LAUREA Con la tesi dal titolo “Oltre l’oblio. L’impatto e l’eredità dell’opera di Pinot Gallizio“, Serena Squillari, albese classe 2002, la scorsa settimana si è laureata a pieni voti all’Accademia di belle arti di Firenze. La scelta di concludere il ciclo triennale con un approfondimento sul pittore nato ad Alba nel 1902 e morto nel 1964 è legata principalmente a «una lezione seguita per il corso di Arte contemporanea due, durante la quale la docente, parlando del contesto storico e artistico degli anni Cinquanta, ha iniziato ad approfondire la sua figura. Ha proiettato alcune immagini del mercato coperto, sono rimasta un po’ sorpresa e, guarda caso, la professoressa non si ricordava più il nome della città. Da lì sono partiti il mio interesse e la ricerca, che mi ha portato fino all’archivio Gallizio di Torino. Ho imparato a conoscere bene Gallizio soltanto dopo aver seguito il corso accademico. Strano, soprattutto per una persona nata e cresciuta ad Alba».
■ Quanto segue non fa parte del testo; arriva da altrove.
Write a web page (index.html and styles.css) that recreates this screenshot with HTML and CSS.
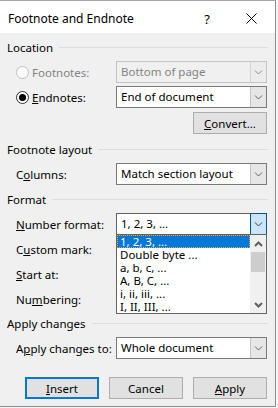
FILE: index.html
```html
<!DOCTYPE html>
<html>
<head>
    <link rel="stylesheet" href="styles.css">
</head>
<body>
    <div class="dialog">
        <div class="titlebar">
            <span class="title">Footnote and Endnote</span>
            <span class="help">?</span>
            <svg class="close" width="11" height="11" viewBox="0 0 11 11">
                <path d="M0.5 0.5 L10.5 10.5 M10.5 0.5 L0.5 10.5" stroke="#000" stroke-width="1" fill="none"/>
            </svg>
        </div>

        <div class="content">
            <div class="group-head"><span>Location</span></div>
            <div class="row first">
                <label class="label radio disabled"><span class="dot"></span>Footnotes:</label>
                <div class="combo disabled">
                    <span class="value">Bottom of page</span>
                    <span class="arrow"><svg width="9" height="5" viewBox="0 0 9 5"><path d="M1 0.5 L4.5 4 L8 0.5" fill="none" stroke="#8a8a8a"/></svg></span>
                </div>
            </div>
            <div class="row">
                <label class="label radio"><span class="dot checked"></span><span><u>E</u>ndnotes:</span></label>
                <div class="combo">
                    <span class="value">End of document</span>
                    <span class="arrow"><svg width="9" height="5" viewBox="0 0 9 5"><path d="M1 0.5 L4.5 4 L8 0.5" fill="none" stroke="#606060"/></svg></span>
                </div>
            </div>
            <div class="row right convert-row">
                <button class="btn"><u>C</u>onvert...</button>
            </div>

            <div class="group-head spaced"><span>Footnote layout</span></div>
            <div class="row first">
                <label class="label">C<u>o</u>lumns:</label>
                <div class="combo">
                    <span class="value">Match section layout</span>
                    <span class="arrow"><svg width="9" height="5" viewBox="0 0 9 5"><path d="M1 0.5 L4.5 4 L8 0.5" fill="none" stroke="#606060"/></svg></span>
                </div>
            </div>

            <div class="group-head"><span>Format</span></div>
            <div class="row first">
                <label class="label"><u>N</u>umber format:</label>
                <div class="combo open">
                    <span class="value">1, 2, 3, ...</span>
                    <span class="arrow"><svg width="9" height="5" viewBox="0 0 9 5"><path d="M1 0.5 L4.5 4 L8 0.5" fill="none" stroke="#404040"/></svg></span>
                    <div class="droplist">
                        <div class="items">
                            <div class="item selected">1, 2, 3, ...</div>
                            <div class="item">Double byte ...</div>
                            <div class="item">a, b, c, ...</div>
                            <div class="item">A, B, C, ...</div>
                            <div class="item">i, ii, iii, ...</div>
                            <div class="item">I, II, III, ...</div>
                        </div>
                        <div class="scrollbar">
                            <span class="sb-btn"><svg width="9" height="6" viewBox="0 0 9 6"><path d="M1 5 L4.5 1.5 L8 5" fill="none" stroke="#606060" stroke-width="2"/></svg></span>
                            <span class="thumb"></span>
                            <span class="track"></span>
                            <span class="sb-btn"><svg width="9" height="6" viewBox="0 0 9 6"><path d="M1 1 L4.5 4.5 L8 1" fill="none" stroke="#606060" stroke-width="2"/></svg></span>
                        </div>
                    </div>
                </div>
            </div>
            <div class="row">
                <label class="label">C<u>u</u>stom mark:</label>
            </div>
            <div class="row">
                <label class="label"><u>S</u>tart at:</label>
            </div>
            <div class="row">
                <label class="label">Nu<u>m</u>bering:</label>
            </div>

            <div class="group-head tight"><span>Apply changes</span></div>
            <div class="row first">
                <label class="label">A<u>p</u>ply changes to:</label>
                <div class="combo">
                    <span class="value">Whole document</span>
                    <span class="arrow"><svg width="9" height="5" viewBox="0 0 9 5"><path d="M1 0.5 L4.5 4 L8 0.5" fill="none" stroke="#606060"/></svg></span>
                </div>
            </div>

            <div class="buttons">
                <button class="btn default"><u>I</u>nsert</button>
                <button class="btn">Cancel</button>
                <button class="btn"><u>A</u>pply</button>
            </div>
        </div>
    </div>
</body>
</html>
```

FILE: styles.css
```css
body
{
    margin: 0;
    width: 278px;
    height: 408px;
    background-color: #f7f7f7;
    font-family: "Noto Sans", sans-serif;
    font-size: 11.5px;
    color: #000;
    overflow: hidden;
}
.dialog
{
    box-sizing: border-box;
    width: 276px;
    height: 407px;
    background-color: #f0f0f0;
    border-top: 1px solid #a8a8a8;
    border-right: 1px solid #8c8c8c;
    border-bottom: 1px solid #8c8c8c;
}
.titlebar
{
    box-sizing: border-box;
    height: 32px;
    padding: 3px 0 0 8px;
    background-color: #fff;
    display: flex;
    align-items: center;
}
.title
{
    flex: 1;
    font-size: 12px;
}
.help
{
    font-size: 13px;
    margin-right: 36px;
}
.close
{
    margin-right: 18px;
}
.content
{
    padding: 0 8px 0 7px;
}
.group-head
{
    display: flex;
    align-items: center;
    height: 16px;
    margin-top: 6px;
}
.group-head::after
{
    content: "";
    flex: 1;
    height: 1px;
    margin: 0 -1px 0 6px;
    background-color: #dcdcdc;
}
.group-head.spaced
{
    margin-top: 7px;
}
.group-head.tight
{
    margin-top: 5px;
}
.row
{
    display: flex;
    align-items: center;
    height: 22px;
    margin-top: 3px;
}
.row.first
{
    margin-top: 6px;
}
.row.right
{
    justify-content: flex-end;
}
.convert-row
{
    margin-top: 4px;
}
.label
{
    box-sizing: border-box;
    width: 109px;
    padding-left: 9px;
    display: flex;
    align-items: center;
}
.radio.disabled
{
    color: #838383;
}
.dot
{
    box-sizing: border-box;
    width: 13px;
    height: 13px;
    margin-right: 3px;
    border: 1px solid #333;
    border-radius: 50%;
    background-color: #fff;
    display: flex;
    align-items: center;
    justify-content: center;
}
.radio.disabled .dot
{
    border-color: #c2c2c2;
    background-color: #fcfcfc;
}
.dot.checked::after
{
    content: "";
    width: 7px;
    height: 7px;
    border-radius: 50%;
    background-color: #000;
}
.combo
{
    position: relative;
    box-sizing: border-box;
    width: 151px;
    height: 22px;
    border: 1px solid #7a7a7a;
    background-color: #fff;
    display: flex;
}
.combo.disabled
{
    border-color: #c4c4c4;
    background-color: #f0f0f0;
    color: #838383;
}
.combo .value
{
    flex: 1;
    padding-left: 4px;
    line-height: 20px;
}
.combo .arrow
{
    box-sizing: border-box;
    width: 16px;
    background-color: #e6e6e6;
    border-left: 1px solid #c4c4c4;
    display: flex;
    align-items: center;
    justify-content: center;
}
.combo.disabled .arrow
{
    background-color: #ececec;
    border-left-color: #d4d4d4;
}
.combo.open
{
    border-color: #646464;
}
.combo.open .arrow
{
    width: 17px;
    margin: -1px -1px -1px 0;
    background-color: #cce4f7;
    border: 1px solid #005499;
}
.droplist
{
    position: absolute;
    left: -1px;
    top: 20px;
    box-sizing: border-box;
    width: 151px;
    height: 80px;
    border: 1px solid #646464;
    background-color: #fff;
    display: flex;
    z-index: 2;
}
.items
{
    flex: 1;
}
.item
{
    height: 13px;
    line-height: 13px;
    padding-left: 3px;
    white-space: nowrap;
}
.item.selected
{
    background-color: #0078d7;
    color: #fff;
    outline: 1px dotted #f5a040;
    outline-offset: -1px;
}
.scrollbar
{
    width: 16px;
    background-color: #f0f0f0;
    display: flex;
    flex-direction: column;
}
.sb-btn
{
    height: 17px;
    display: flex;
    align-items: center;
    justify-content: center;
}
.thumb
{
    height: 20px;
    margin: 0 1px;
    background-color: #cdcdcd;
}
.track
{
    flex: 1;
}
.btn
{
    box-sizing: border-box;
    width: 74px;
    height: 22px;
    padding: 0;
    background-color: #e1e1e1;
    border: 1px solid #adadad;
    font-family: inherit;
    font-size: 11.5px;
    color: #000;
}
.btn.default
{
    border: 2px solid #0078d7;
}
.buttons
{
    display: flex;
    justify-content: flex-end;
    gap: 10px;
    margin-top: 18px;
}
```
L’obiettivo del suo lavoro è stato «mettere in luce e analizzare l’impatto di Gallizio nell’arte contemporanea. La tesi è suddivisa in tre capitoli, il primo si concentra sulla biografia e su chi fosse Pinot prima della pittura. Le sue numerose occupazioni, dal farmacista all’archeologo, lo portarono alla fine del percorso ad abbracciare l’arte. La moglie e il figlio, quando scendeva in cantina per dipingere, pensavano fosse solo un passatempo. Il suo maestro si può dire che fu il giovane Piero Simondo: si verificò un’inconsueta inversione di ruoli, con il cinquantenne Gallizio pronto a imparare da un ventenne. In seguito, ad Albissola, incontrarono Asger Jorn e aderirono al movimento per una Bahuahus immaginista. Ad Alba organizzarono, nel 1956, il Primo congresso degli artisti liberi e, il 28 luglio 1957, a Cosio d’Arroscia furono tra coloro che diedero vita all’Internazionale situazionista. Gallizio fu in seguito espulso: il discorso antielitario e contro la pittura borghese, a un certo punto, è probabile che per lui fosse diventato un po’ stretto. Desiderava avere il proprio spazio nelle mostre. Lo ebbe, postumo, alla Biennale del 1964».
La seconda parte della tesi si concentra sulla tecnica: «Citando la Pittura industriale e la Caverna dell’antimateria ho considerato l’innovazione che all’epoca portò il gesto pittorico su larga scala, trasformato con il taglio e la vendita al metro. Infine, nel terzo capitolo, faccio un focus sulle mostre collettive e sul ruolo che queste esposizioni hanno nello sviluppo dell’arte contemporanea. In particolare, mi sono concentrata su una mostra in Italia e una a Londra».
Serena è ora interessata a proseguire gli studi con la laurea magistrale, sempre all’Accademia di Firenze. «Mi piacerebbe proseguire le ricerche su Gallizio. Ho collaborato molto bene con la direttrice dell’archivio Liliana Dematteis e con Maria Teresa Roberto, curatrice del catalogo delle opere del pittore albese. Mi hanno spinto a continuare, c’è ancora molto da fare. Si potrebbe approfondire, ad esempio, il rapporto con Carla Lonzi, la sua prima critica di fiducia».